All of this has had a significant impact on poverty levels in Gaza. The current poverty rate is 53 percent, a 14 percentage point jump since 2011 as shown on this graphic which compares the poverty levels of Gaza and the West Bank in both 2011 and 2017:
Currently, poverty in Gaza account for 71 percent of poverty in the Palestinian Territories, up from 51 percent in 2011.
Let's close with a final quote from the World Bank report.:
"The economic and social situation in Gaza that has been declining for over a decade, has deteriorated exponentially in recent months as transfers from outside the territory are squeezed. The impact this is having on people can be seen in the significant increase in poverty and reduced opportunities since 2011 – which has worsened further in 2018. The situation has reached a critical point with increased frustration, feeding into downward cycle....
To prevent an immediate collapse, the recent corrosion in the livelihood of Gazans needs to be reversed. The quick deterioration in conditions in Gaza in recent months has been driven by a severe weakening in purchasing power and economic activity, accompanied by a decline in service delivery. This situation needs to be addressed to avoid further blows to wellbeing, health, and stability. The quickest response mechanism would be to reverse the decline in transfers that have maintained services and economic activity in the past decade....
The Israeli constraints on movement, access and trade continue to be the main impediment to economic growth in the Palestinian territories. In particular, restrictions related to Area C (West Bank) and the blockade on Gaza represent the biggest challenges to growth, and their removal can generate momentous economic benefits. Nonetheless, progress in easing these constraints has not yet materialized." (my bolds)
Unless Israel backs down on its relentless program of punishment, Gaza residents are facing an extremely grim future.
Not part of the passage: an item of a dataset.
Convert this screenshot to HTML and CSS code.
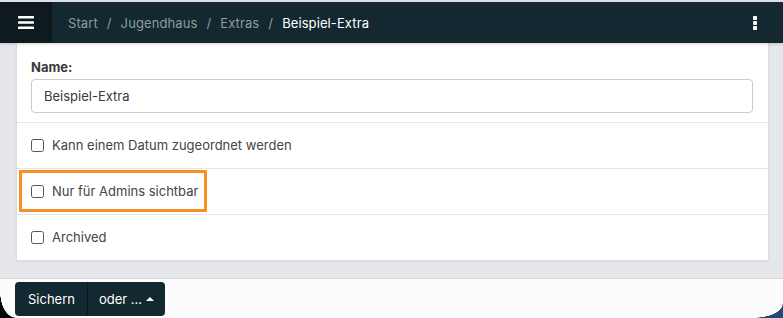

With Washington fully backing Israel on just about every key Middle East geopolitical issue and punishing the Palestinian Authority by cutting aid in August 2018 as shown in this statement from the State Department:
"Earlier this year...the President directed an overall review of U.S. assistance to the Palestinian Authority in the West Bank and also in Gaza....
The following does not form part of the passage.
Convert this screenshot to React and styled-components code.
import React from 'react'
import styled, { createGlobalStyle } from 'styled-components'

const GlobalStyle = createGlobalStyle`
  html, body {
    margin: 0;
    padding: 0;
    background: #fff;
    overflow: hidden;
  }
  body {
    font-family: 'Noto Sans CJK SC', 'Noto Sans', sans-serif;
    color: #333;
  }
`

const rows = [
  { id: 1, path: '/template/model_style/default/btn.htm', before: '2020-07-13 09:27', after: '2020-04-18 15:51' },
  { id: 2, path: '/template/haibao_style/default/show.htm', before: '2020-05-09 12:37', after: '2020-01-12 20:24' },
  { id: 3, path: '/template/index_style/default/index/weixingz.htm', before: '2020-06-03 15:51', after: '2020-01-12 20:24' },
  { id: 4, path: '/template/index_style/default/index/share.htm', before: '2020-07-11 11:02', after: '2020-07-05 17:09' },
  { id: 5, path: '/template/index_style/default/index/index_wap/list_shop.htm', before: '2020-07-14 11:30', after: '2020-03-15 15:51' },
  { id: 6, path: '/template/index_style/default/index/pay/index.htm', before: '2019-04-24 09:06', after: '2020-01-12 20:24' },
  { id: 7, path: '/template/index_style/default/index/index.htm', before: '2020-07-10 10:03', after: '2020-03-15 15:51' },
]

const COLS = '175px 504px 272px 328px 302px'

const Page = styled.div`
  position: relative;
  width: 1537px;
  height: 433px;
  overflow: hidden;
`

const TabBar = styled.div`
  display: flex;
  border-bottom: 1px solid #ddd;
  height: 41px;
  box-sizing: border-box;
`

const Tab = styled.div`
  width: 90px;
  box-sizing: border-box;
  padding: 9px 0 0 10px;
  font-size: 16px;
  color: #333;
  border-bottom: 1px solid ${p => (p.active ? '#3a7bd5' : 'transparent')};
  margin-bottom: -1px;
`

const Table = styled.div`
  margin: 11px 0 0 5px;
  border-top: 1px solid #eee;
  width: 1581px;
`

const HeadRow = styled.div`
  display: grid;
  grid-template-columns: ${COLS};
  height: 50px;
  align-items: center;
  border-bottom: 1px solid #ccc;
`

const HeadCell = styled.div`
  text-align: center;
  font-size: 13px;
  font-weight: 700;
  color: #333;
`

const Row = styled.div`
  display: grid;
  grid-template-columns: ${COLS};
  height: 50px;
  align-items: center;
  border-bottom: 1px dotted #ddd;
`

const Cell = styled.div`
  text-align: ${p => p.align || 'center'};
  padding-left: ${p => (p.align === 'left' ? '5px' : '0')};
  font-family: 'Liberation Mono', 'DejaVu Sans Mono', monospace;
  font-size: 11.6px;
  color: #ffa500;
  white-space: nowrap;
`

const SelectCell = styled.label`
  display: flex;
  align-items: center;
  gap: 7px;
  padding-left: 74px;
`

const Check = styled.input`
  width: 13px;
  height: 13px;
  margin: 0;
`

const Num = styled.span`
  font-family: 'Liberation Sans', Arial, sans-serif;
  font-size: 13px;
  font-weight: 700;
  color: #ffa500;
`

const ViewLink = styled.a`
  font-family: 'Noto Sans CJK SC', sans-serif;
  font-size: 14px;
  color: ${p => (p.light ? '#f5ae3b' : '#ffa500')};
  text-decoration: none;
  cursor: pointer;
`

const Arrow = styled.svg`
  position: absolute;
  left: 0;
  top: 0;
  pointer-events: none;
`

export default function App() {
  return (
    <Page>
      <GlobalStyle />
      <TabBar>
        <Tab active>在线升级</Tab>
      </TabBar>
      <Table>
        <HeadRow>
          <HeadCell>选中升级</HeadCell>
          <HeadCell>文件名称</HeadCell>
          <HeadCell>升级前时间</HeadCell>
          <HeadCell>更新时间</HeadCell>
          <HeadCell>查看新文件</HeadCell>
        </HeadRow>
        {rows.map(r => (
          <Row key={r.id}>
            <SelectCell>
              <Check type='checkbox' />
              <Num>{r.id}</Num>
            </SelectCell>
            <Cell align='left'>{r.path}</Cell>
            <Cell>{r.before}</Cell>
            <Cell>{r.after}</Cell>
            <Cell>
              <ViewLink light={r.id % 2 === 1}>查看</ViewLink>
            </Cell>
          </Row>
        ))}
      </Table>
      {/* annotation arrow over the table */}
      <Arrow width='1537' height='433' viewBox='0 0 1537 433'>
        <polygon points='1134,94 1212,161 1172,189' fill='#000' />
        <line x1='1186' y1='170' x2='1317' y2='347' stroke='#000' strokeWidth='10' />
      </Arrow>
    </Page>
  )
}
The decision was then made, and we sent out a statement to this effect [on August 24], that that money at this time is not in the best interests of the U.S. national interest and also at this time does not provide value to the U.S. taxpayer."
...and this statement in September 2018 from Donald Trump in the Rosh Hashanah National Press Call:
"I stopped massive amounts of money that we were paying to the Palestinians and the Palestinian leaders. [The] United States was paying them tremendous amounts of money. And I’d say, you’ll get money, but we’re not paying you until we make a deal. If we don’t make a deal, we’re not paying. And that’s going to have a little impact."
...the future of Gaza looks grim at the very best.